Technical indicators remained subdued, with daily moving averages showing a narrowing bullish gap but overall momentum trending sideways to bearish. Key support levels near Rs.2,345 and the 52-week low of Rs.2,094.75 will be critical to watch in the near term. The stock’s relative weakness compared to the Sensex over the week and recent months highlights the challenges it faces amid broader market volatility.
| Date | Stock Price | Day Change | Sensex | Day Change |
|---|---|---|---|---|
| 2026-01-19 | Rs.2,554.10 | +0.67% | 36,650.97 | -0.49% |
| 2026-01-20 | Rs.2,476.00 | -3.06% | 35,984.65 | -1.82% |
| 2026-01-21 | Rs.2,404.95 | -2.87% | 35,815.26 | -0.47% |
| 2026-01-22 | Rs.2,410.25 | +0.22% | 36,088.66 | +0.76% |
| 2026-01-23 | Rs.2,375.35 | -1.45% | 35,609.90 | -1.33% |
Key Takeaways
Positive Signals: The upgrade to a Buy rating on 19 January was supported by strong fundamentals including a high ROE of 20.07%, zero debt, and robust sales and profit growth. Institutional interest increased, and technical indicators initially showed a shift to mildly bullish momentum. The stock’s valuation, while expensive on absolute terms, remains discounted relative to peers, providing some support.

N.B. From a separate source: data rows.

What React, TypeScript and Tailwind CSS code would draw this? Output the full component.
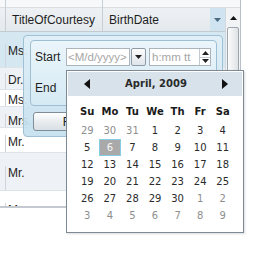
import React from "react";

const rows = [
  { t: "Ms.", cls: "h-[36px] pt-[12px] bg-[#d5e7f1]" },
  { t: "Dr.", cls: "h-[22px] pt-[5px] bg-[#eef2f6]" },
  { t: "Ms.", cls: "h-[17px] pt-[3px] bg-white" },
  { t: "Mrs.", cls: "h-[21px] pt-[7px] bg-[#eef2f6]" },
  { t: "Mr.", cls: "h-[25px] pt-[7px] bg-white" },
  { t: "Mr.", cls: "h-[38px] pt-[13px] bg-[#eef2f6]" },
  { t: "Mr.", cls: "h-[30px] pt-[12px] bg-white" },
];

const weeks: [number, boolean][][] = [
  [[29, false], [30, false], [31, false], [1, true], [2, true], [3, true], [4, true]],
  [[5, true], [6, true], [7, true], [8, true], [9, true], [10, true], [11, true]],
  [[12, true], [13, true], [14, true], [15, true], [16, true], [17, true], [18, true]],
  [[19, true], [20, true], [21, true], [22, true], [23, true], [24, true], [25, true]],
  [[26, true], [27, true], [28, true], [29, true], [30, true], [1, false], [2, false]],
  [[3, false], [4, false], [5, false], [6, false], [7, false], [8, false], [9, false]],
];

const days = ["Su", "Mo", "Tu", "We", "Th", "Fr", "Sa"];

function Down({ c = "#222" }: { c?: string }) {
  return (
    <svg width="7" height="4" viewBox="0 0 7 4">
      <polygon points="0,0 7,0 3.5,4" fill={c} />
    </svg>
  );
}
function Up({ c = "#222" }: { c?: string }) {
  return (
    <svg width="7" height="4" viewBox="0 0 7 4">
      <polygon points="0,4 7,4 3.5,0" fill={c} />
    </svg>
  );
}

export default function App() {
  return (
    <div
      className="relative w-[256px] h-[260px] overflow-hidden bg-white text-[#1e1e1e]"
      style={{ fontFamily: '"Liberation Sans", Arial, sans-serif' }}
    >
      {/* Data grid */}
      <div className="flex w-[241px] h-[208px] border-r border-r-[#b7c0c8] border-b-2 border-b-[#c3c9cf]">
        <div className="flex-1 flex flex-col min-w-0">
          <div className="flex h-[32px] border-b border-[#c3cbd2] bg-[linear-gradient(to_bottom,#f7f8f9_0px,#f7f8f9_7px,#d9dee3_7px,#d9dee3_8px,#eef1f4_8px,#e4e9ed_31px)] text-[12px]">
            <div className="w-[6px] border-r border-[#c6ced6]" />
            <div className="w-[97px] border-r border-[#c6ced6] pt-[8px] pl-[6px] flex items-center">
              TitleOfCourtesy
            </div>
            <div className="flex-1 flex">
              <div className="flex-1 pt-[8px] pl-[6px] flex items-center">BirthDate</div>
              <div className="mt-[8px] w-[15px] h-[23px] bg-[#cfe4f0] flex items-center justify-center">
                <Down c="#4a6a82" />
              </div>
            </div>
          </div>
          <div className="flex-1 overflow-hidden flex flex-col text-[12px]">
            {rows.map((r, i) => (
              <div key={i} className={`flex shrink-0 border-b border-[#dde3e9] ${r.cls}`}>
                <div className="w-[6px] border-r border-[#cdd4db]" />
                <div className="pl-[2px] leading-[14px]">{r.t}</div>
              </div>
            ))}
          </div>
        </div>
        {/* vertical scrollbar */}
        <div className="w-[15px] flex flex-col">
          <div className="h-[8px] bg-[#f7f8f9] border-b border-[#d9dee3]" />
          <div className="flex-1 flex flex-col border-l border-[#d3d8dc] bg-[#f2f3f4]">
            <div className="h-[19px] flex items-center justify-center">
              <Up c="#111" />
            </div>
            <div className="flex-1 mx-[1px] mb-[2px] rounded-[2px] border border-[#9ea7af] bg-[linear-gradient(to_right,#fbfbfb,#dfe2e5)]" />
          </div>
        </div>
      </div>

      {/* Filter panel */}
      <div className="absolute left-[23px] top-[35px] w-[200px] h-[102px] rounded-[4px] border border-[#9fc1d5] bg-[linear-gradient(to_bottom,rgba(226,240,248,0.9),rgba(196,224,238,0.93))]">
        <div className="ml-[6px] mt-[4px] w-[187px] h-[66px] rounded-[4px] border border-[#9dbfd3] bg-[linear-gradient(to_bottom,rgba(236,246,251,0.9),rgba(214,234,244,0.9))] pl-[4px] pt-[7px]">
          <div className="flex items-center h-[18px]">
            <div className="w-[31px] text-[12px]">Start</div>
            <div className="w-[64px] h-[18px] border border-[#abb3bb] bg-white text-[11.5px] leading-[16px] text-[#a6a6a6] pl-[1px] overflow-hidden whitespace-nowrap">
              &lt;M/d/yyyy&gt;
            </div>
            <div className="ml-[1px] w-[15px] h-[18px] rounded-[2px] border border-[#8e9ba6] bg-[linear-gradient(to_bottom,#fdfdfd,#dfe5ea)] flex items-center justify-center">
              <Down />
            </div>
            <div className="ml-[3px] w-[62px] h-[18px] border border-[#abb3bb] bg-white flex">
              <div className="flex-1 text-[11.5px] leading-[16px] text-[#a6a6a6] pl-[2px] overflow-hidden whitespace-nowrap">
                h:mm tt
              </div>
              <div className="w-[11px] flex flex-col border-l border-[#c4cad0]">
                <div className="flex-1 flex items-center justify-center"><Up /></div>
                <div className="flex-1 flex items-center justify-center border-t border-[#c4cad0]"><Down /></div>
              </div>
            </div>
          </div>
          <div className="flex items-center h-[18px] mt-[13px]">
            <div className="w-[31px] text-[12px]">End</div>
          </div>
        </div>
        <div className="ml-[9px] mt-[6px] w-[86px] h-[19px] rounded-[3px] border border-[#7f8d99] bg-[linear-gradient(to_bottom,#ffffff,#e9edf0_50%,#d9dfe4)] flex items-center justify-center text-[12px]">
          Filter
        </div>
      </div>

      {/* Calendar popup */}
      <div
        className="absolute left-[66px] top-[70px] w-[178px] h-[163px] border border-[#7d8995] bg-white shadow-[1px_1px_2px_rgba(0,0,0,0.15)]"
        style={{ fontFamily: '"DejaVu Sans", Verdana, sans-serif' }}
      >
        <div className="mx-[1px] mt-[1px] h-[24px] bg-[#d8e2ea] flex items-center justify-between pl-[16px] pr-[14px]">
          <svg width="6" height="10" viewBox="0 0 6 10">
            <polygon points="6,0 6,10 0,5" fill="#111" />
          </svg>
          <span className="text-[10px] leading-[12px] font-bold text-[#2a2a2a]">April, 2009</span>
          <svg width="6" height="10" viewBox="0 0 6 10">
            <polygon points="0,0 0,10 6,5" fill="#111" />
          </svg>
        </div>
        <div className="px-[9px] mt-[8px]">
          <div className="grid grid-cols-7 h-[16px] text-[10px] leading-[12px] font-bold text-[#1a1a1a]">
            {days.map((d) => (
              <div key={d} className="flex items-center justify-center">{d}</div>
            ))}
          </div>
          <div className="mt-[2px]">
            {weeks.map((w, wi) => (
              <div key={wi} className="grid grid-cols-7 h-[17px] text-[10px] leading-[12px]">
                {w.map(([n, cur], di) => {
                  const today = wi === 1 && di === 1;
                  return (
                    <div
                      key={di}
                      className={
                        today
                          ? "flex items-center justify-center bg-[#a9a9a9] border border-[#86cbe4] text-[#f6f6f6]"
                          : cur
                          ? "flex items-center justify-center text-[#2b2b2b]"
                          : "flex items-center justify-center text-[#8e8e8e]"
                      }
                    >
                      {n}
                    </div>
                  );
                })}
              </div>
            ))}
          </div>
        </div>
      </div>
    </div>
  );
}
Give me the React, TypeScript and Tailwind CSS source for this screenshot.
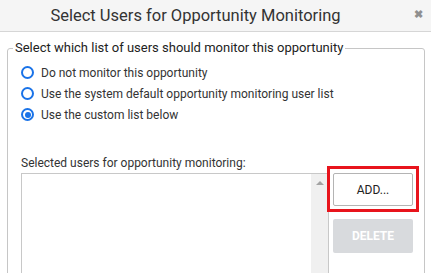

Cautionary Signals: Despite the upgrade, the stock underperformed the Sensex throughout the week, declining 6.38% versus the index’s 3.31% fall. Technical momentum shifted from mildly bullish to sideways amid market pressures, with bearish signals from weekly MACD and Bollinger Bands. Volume trends suggest short-term selling pressure, and the stock faces critical support near Rs.2,345 and its 52-week low of Rs.2,094.75. Elevated valuation multiples imply that any slowdown in growth or adverse market conditions could weigh on the share price.
Conclusion
Doms Industries Ltd’s week was characterised by a strong fundamental upgrade followed by technical challenges amid broader market weakness. The MarketsMOJO Buy rating reflects confidence in the company’s sustainable growth and financial strength, but the stock’s recent price action and technical indicators suggest a period of consolidation or correction may be underway. Investors should monitor key support levels and technical signals closely, balancing the company’s robust fundamentals against the prevailing market volatility and valuation risks. The stock’s underperformance relative to the Sensex highlights the importance of cautious positioning in the near term.